● **Given request**
In the listing that follows, count each line containing the string "index" and report only the count.

● **Available data**
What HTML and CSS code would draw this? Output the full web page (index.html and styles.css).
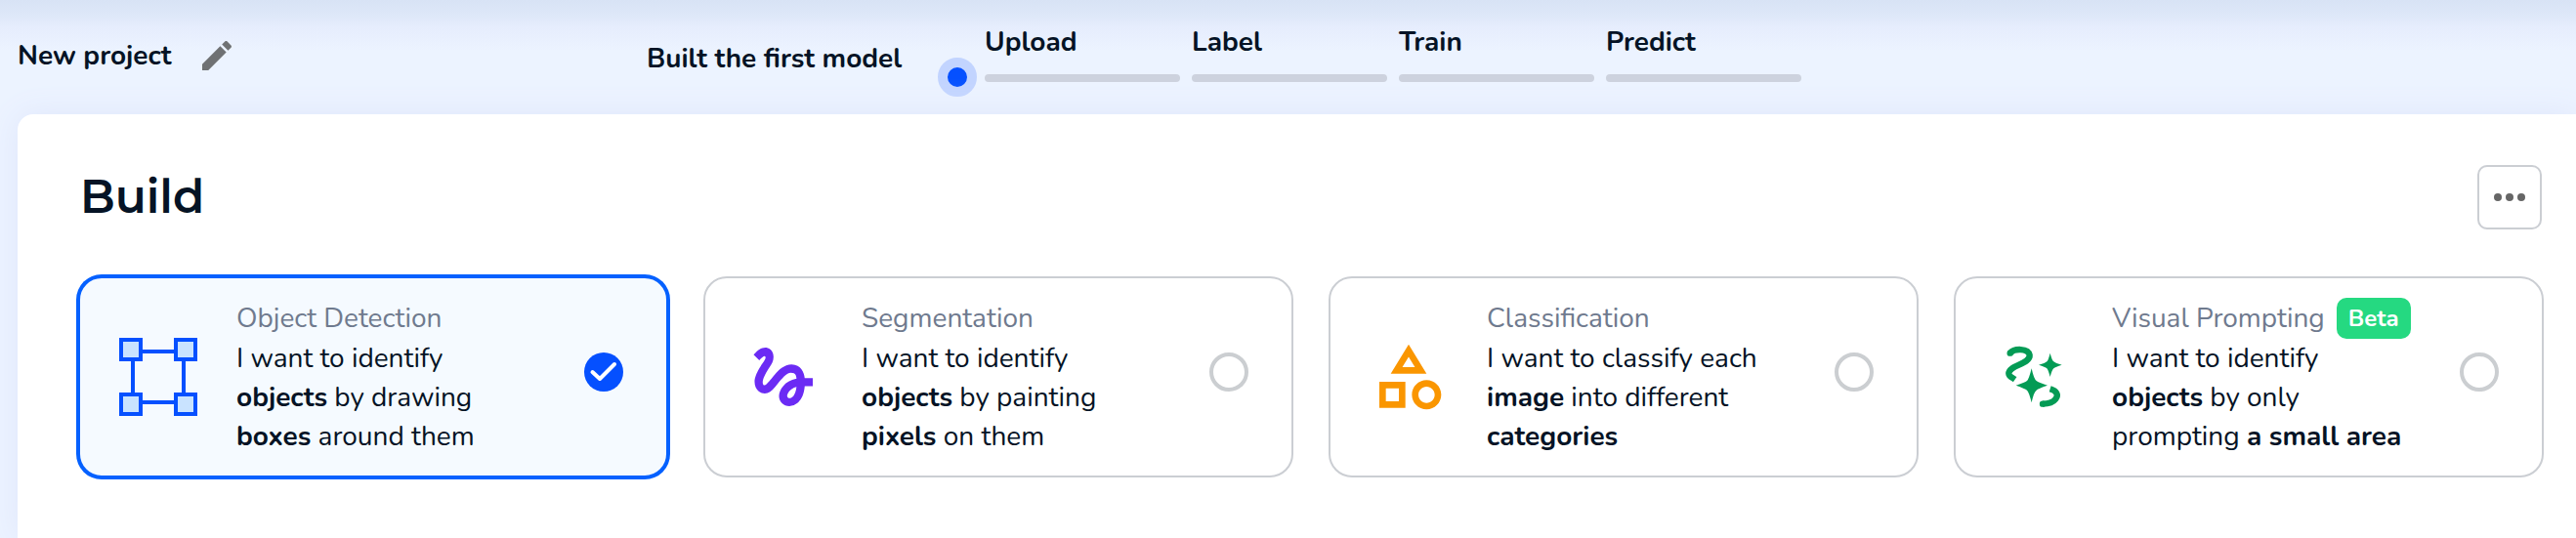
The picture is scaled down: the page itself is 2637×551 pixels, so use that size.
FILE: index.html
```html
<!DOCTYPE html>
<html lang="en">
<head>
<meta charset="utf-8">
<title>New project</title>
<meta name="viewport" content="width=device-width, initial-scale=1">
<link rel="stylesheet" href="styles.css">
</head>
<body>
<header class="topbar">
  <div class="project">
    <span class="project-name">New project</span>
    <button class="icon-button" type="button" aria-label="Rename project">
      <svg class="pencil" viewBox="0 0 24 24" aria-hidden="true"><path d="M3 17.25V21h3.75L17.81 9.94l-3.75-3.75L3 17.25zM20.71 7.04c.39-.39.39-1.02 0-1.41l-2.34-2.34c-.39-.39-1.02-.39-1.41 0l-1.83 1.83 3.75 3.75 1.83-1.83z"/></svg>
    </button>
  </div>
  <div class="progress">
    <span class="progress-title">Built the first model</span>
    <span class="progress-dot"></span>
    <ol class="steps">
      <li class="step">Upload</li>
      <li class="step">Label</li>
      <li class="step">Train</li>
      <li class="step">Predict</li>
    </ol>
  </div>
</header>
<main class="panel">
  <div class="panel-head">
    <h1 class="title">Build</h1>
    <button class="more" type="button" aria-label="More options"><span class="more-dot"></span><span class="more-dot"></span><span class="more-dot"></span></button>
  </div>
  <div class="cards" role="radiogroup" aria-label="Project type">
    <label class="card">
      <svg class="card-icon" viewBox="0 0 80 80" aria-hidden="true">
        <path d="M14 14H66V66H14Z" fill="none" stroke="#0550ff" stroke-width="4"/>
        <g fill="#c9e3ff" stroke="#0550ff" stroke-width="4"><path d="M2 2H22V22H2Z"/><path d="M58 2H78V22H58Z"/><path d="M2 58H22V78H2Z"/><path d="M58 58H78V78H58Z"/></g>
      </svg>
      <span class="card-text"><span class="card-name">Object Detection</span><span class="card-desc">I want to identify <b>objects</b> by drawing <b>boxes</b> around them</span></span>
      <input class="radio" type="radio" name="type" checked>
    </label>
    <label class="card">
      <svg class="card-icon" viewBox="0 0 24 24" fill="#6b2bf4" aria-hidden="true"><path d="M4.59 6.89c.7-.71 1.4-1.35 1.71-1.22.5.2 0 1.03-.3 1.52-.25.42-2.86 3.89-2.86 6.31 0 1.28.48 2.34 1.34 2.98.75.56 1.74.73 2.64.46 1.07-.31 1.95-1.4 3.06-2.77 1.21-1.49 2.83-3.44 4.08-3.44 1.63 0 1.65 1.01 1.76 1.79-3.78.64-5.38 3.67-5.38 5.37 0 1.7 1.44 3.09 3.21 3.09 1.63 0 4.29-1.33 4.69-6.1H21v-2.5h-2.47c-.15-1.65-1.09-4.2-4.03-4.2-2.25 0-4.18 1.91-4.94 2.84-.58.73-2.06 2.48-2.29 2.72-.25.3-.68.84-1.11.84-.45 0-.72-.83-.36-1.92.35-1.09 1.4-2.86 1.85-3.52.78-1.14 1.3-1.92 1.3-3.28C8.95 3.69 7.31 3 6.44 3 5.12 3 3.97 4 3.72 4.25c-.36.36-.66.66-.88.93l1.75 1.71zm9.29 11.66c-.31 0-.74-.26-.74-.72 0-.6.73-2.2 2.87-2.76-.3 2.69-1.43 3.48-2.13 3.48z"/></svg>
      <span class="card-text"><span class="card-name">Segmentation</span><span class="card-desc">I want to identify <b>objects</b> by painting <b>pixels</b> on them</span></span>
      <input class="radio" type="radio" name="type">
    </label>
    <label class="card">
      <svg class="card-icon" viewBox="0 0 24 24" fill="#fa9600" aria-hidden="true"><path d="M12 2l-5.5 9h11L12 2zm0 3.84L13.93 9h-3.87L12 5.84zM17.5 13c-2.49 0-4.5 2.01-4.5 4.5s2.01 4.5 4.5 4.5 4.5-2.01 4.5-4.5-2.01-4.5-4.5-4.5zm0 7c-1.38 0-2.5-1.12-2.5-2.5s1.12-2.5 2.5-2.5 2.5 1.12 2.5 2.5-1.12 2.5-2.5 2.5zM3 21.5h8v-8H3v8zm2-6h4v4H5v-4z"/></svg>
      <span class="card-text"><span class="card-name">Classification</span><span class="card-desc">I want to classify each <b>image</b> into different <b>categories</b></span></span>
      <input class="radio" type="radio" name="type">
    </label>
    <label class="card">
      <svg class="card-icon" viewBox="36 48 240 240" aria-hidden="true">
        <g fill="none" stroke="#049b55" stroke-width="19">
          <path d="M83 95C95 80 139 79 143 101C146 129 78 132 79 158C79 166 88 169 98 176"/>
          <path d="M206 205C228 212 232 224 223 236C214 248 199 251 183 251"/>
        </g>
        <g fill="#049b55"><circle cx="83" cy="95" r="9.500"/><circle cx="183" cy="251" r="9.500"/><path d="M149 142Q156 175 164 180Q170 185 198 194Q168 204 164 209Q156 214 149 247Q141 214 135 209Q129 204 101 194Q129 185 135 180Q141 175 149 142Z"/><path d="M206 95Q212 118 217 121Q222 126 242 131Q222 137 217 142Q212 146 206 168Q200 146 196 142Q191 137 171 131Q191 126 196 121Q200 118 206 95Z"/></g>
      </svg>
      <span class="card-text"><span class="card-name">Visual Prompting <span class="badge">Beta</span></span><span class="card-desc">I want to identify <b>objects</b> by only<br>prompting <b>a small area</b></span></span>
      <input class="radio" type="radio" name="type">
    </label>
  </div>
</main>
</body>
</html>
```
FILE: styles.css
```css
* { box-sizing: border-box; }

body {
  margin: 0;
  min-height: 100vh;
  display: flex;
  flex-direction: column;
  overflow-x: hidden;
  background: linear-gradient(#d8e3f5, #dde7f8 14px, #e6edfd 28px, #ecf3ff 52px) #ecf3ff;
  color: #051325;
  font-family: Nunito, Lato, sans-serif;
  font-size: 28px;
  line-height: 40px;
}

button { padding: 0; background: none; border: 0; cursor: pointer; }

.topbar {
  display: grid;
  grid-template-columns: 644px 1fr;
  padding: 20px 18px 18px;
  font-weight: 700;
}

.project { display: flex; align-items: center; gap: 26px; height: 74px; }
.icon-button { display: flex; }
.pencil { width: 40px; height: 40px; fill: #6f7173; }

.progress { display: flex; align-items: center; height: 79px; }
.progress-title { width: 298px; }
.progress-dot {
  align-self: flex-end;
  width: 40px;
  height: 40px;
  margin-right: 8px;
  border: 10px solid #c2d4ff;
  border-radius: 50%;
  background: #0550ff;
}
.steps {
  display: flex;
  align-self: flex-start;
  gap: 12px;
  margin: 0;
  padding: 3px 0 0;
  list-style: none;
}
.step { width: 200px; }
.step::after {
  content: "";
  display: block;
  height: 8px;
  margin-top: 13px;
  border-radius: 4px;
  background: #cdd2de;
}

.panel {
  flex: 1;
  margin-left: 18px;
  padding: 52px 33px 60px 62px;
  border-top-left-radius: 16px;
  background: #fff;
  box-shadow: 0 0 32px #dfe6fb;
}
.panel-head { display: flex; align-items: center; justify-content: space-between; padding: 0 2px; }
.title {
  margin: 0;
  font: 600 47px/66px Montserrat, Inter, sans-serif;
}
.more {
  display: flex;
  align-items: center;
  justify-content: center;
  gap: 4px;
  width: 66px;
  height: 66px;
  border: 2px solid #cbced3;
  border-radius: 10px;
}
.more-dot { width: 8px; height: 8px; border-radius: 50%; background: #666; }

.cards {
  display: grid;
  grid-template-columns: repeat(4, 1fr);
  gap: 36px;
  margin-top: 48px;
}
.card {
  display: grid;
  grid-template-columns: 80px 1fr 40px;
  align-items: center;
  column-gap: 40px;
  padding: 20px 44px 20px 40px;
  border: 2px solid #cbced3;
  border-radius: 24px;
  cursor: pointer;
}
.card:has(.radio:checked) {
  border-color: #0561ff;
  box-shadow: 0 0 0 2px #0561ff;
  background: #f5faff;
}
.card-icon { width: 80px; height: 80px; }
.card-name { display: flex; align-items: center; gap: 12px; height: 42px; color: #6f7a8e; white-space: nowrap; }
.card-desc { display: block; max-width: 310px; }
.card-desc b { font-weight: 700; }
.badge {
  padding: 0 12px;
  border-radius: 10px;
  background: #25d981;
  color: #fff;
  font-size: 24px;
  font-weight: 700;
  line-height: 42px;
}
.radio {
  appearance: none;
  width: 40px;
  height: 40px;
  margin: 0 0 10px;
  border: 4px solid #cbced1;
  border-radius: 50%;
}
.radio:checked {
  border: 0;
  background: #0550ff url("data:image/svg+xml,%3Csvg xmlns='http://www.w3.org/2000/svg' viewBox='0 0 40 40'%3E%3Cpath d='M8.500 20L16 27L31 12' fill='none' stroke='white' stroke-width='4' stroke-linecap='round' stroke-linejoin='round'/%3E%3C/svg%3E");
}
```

● **Task solution**
2